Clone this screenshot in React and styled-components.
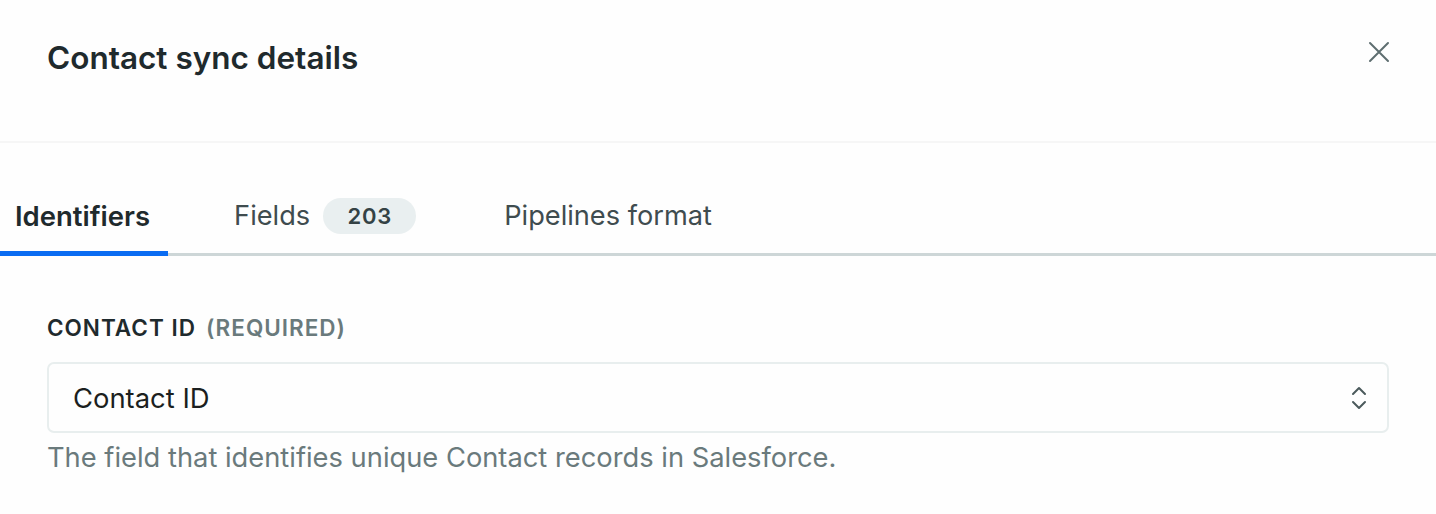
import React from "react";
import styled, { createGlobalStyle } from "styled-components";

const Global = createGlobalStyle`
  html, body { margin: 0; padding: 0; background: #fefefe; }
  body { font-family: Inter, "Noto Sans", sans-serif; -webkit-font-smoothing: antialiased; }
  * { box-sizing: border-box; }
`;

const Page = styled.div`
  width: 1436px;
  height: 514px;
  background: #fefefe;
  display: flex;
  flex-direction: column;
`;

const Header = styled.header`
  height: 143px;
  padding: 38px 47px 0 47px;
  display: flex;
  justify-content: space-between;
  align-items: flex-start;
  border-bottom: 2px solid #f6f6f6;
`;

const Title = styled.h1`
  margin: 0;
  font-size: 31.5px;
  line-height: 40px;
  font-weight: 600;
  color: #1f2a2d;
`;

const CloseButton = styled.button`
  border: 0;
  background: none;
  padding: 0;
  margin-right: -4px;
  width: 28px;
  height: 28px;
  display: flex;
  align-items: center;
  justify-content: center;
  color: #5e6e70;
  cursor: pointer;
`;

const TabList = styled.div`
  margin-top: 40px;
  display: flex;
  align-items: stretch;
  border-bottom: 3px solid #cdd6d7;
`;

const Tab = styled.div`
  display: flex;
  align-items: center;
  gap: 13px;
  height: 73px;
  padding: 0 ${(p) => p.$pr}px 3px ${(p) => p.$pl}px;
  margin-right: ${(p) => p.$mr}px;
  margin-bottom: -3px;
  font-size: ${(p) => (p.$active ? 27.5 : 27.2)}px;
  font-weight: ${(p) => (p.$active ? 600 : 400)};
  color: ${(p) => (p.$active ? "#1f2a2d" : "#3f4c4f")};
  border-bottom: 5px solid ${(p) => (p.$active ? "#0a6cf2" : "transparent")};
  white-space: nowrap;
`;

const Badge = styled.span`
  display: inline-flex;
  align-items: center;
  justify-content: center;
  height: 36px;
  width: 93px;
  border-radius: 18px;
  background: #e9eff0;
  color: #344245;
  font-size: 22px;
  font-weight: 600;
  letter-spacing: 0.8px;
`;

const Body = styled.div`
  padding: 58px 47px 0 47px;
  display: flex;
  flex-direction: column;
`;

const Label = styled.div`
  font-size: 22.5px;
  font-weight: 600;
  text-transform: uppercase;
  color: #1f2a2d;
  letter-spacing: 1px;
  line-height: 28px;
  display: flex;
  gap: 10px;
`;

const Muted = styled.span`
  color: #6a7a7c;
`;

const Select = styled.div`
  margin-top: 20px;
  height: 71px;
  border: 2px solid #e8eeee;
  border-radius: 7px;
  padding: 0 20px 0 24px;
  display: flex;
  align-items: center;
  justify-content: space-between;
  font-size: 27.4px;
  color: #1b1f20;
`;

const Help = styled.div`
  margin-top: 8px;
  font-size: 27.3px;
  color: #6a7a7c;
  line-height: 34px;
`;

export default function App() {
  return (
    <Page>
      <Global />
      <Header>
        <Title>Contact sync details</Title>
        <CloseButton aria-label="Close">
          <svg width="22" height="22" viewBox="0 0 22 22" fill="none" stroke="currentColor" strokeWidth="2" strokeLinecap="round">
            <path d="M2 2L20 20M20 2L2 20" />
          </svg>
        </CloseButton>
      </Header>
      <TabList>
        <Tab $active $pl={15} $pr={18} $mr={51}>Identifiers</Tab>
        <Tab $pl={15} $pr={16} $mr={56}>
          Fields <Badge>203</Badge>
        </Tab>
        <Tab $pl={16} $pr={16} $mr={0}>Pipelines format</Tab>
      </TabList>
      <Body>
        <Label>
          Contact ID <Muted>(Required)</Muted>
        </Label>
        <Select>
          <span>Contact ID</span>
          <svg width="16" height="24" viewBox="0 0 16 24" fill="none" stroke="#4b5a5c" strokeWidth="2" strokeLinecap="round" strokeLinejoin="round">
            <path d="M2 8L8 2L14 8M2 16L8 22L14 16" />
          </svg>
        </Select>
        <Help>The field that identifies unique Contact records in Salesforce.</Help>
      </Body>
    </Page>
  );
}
◇ ◇ ◇ ◇ ◇ ◇ ◇
Set problem: Output an exact copy of the material, with the pictures removed.

Expected answer:
Clone this screenshot in React and styled-components.
import React from "react";
import styled, { createGlobalStyle } from "styled-components";

const Global = createGlobalStyle`
  html, body { margin: 0; padding: 0; background: #fefefe; }
  body { font-family: Inter, "Noto Sans", sans-serif; -webkit-font-smoothing: antialiased; }
  * { box-sizing: border-box; }
`;

const Page = styled.div`
  width: 1436px;
  height: 514px;
  background: #fefefe;
  display: flex;
  flex-direction: column;
`;

const Header = styled.header`
  height: 143px;
  padding: 38px 47px 0 47px;
  display: flex;
  justify-content: space-between;
  align-items: flex-start;
  border-bottom: 2px solid #f6f6f6;
`;

const Title = styled.h1`
  margin: 0;
  font-size: 31.5px;
  line-height: 40px;
  font-weight: 600;
  color: #1f2a2d;
`;

const CloseButton = styled.button`
  border: 0;
  background: none;
  padding: 0;
  margin-right: -4px;
  width: 28px;
  height: 28px;
  display: flex;
  align-items: center;
  justify-content: center;
  color: #5e6e70;
  cursor: pointer;
`;

const TabList = styled.div`
  margin-top: 40px;
  display: flex;
  align-items: stretch;
  border-bottom: 3px solid #cdd6d7;
`;

const Tab = styled.div`
  display: flex;
  align-items: center;
  gap: 13px;
  height: 73px;
  padding: 0 ${(p) => p.$pr}px 3px ${(p) => p.$pl}px;
  margin-right: ${(p) => p.$mr}px;
  margin-bottom: -3px;
  font-size: ${(p) => (p.$active ? 27.5 : 27.2)}px;
  font-weight: ${(p) => (p.$active ? 600 : 400)};
  color: ${(p) => (p.$active ? "#1f2a2d" : "#3f4c4f")};
  border-bottom: 5px solid ${(p) => (p.$active ? "#0a6cf2" : "transparent")};
  white-space: nowrap;
`;

const Badge = styled.span`
  display: inline-flex;
  align-items: center;
  justify-content: center;
  height: 36px;
  width: 93px;
  border-radius: 18px;
  background: #e9eff0;
  color: #344245;
  font-size: 22px;
  font-weight: 600;
  letter-spacing: 0.8px;
`;

const Body = styled.div`
  padding: 58px 47px 0 47px;
  display: flex;
  flex-direction: column;
`;

const Label = styled.div`
  font-size: 22.5px;
  font-weight: 600;
  text-transform: uppercase;
  color: #1f2a2d;
  letter-spacing: 1px;
  line-height: 28px;
  display: flex;
  gap: 10px;
`;

const Muted = styled.span`
  color: #6a7a7c;
`;

const Select = styled.div`
  margin-top: 20px;
  height: 71px;
  border: 2px solid #e8eeee;
  border-radius: 7px;
  padding: 0 20px 0 24px;
  display: flex;
  align-items: center;
  justify-content: space-between;
  font-size: 27.4px;
  color: #1b1f20;
`;

const Help = styled.div`
  margin-top: 8px;
  font-size: 27.3px;
  color: #6a7a7c;
  line-height: 34px;
`;

export default function App() {
  return (
    <Page>
      <Global />
      <Header>
        <Title>Contact sync details</Title>
        <CloseButton aria-label="Close">
          <svg width="22" height="22" viewBox="0 0 22 22" fill="none" stroke="currentColor" strokeWidth="2" strokeLinecap="round">
            <path d="M2 2L20 20M20 2L2 20" />
          </svg>
        </CloseButton>
      </Header>
      <TabList>
        <Tab $active $pl={15} $pr={18} $mr={51}>Identifiers</Tab>
        <Tab $pl={15} $pr={16} $mr={56}>
          Fields <Badge>203</Badge>
        </Tab>
        <Tab $pl={16} $pr={16} $mr={0}>Pipelines format</Tab>
      </TabList>
      <Body>
        <Label>
          Contact ID <Muted>(Required)</Muted>
        </Label>
        <Select>
          <span>Contact ID</span>
          <svg width="16" height="24" viewBox="0 0 16 24" fill="none" stroke="#4b5a5c" strokeWidth="2" strokeLinecap="round" strokeLinejoin="round">
            <path d="M2 8L8 2L14 8M2 16L8 22L14 16" />
          </svg>
        </Select>
        <Help>The field that identifies unique Contact records in Salesforce.</Help>
      </Body>
    </Page>
  );
}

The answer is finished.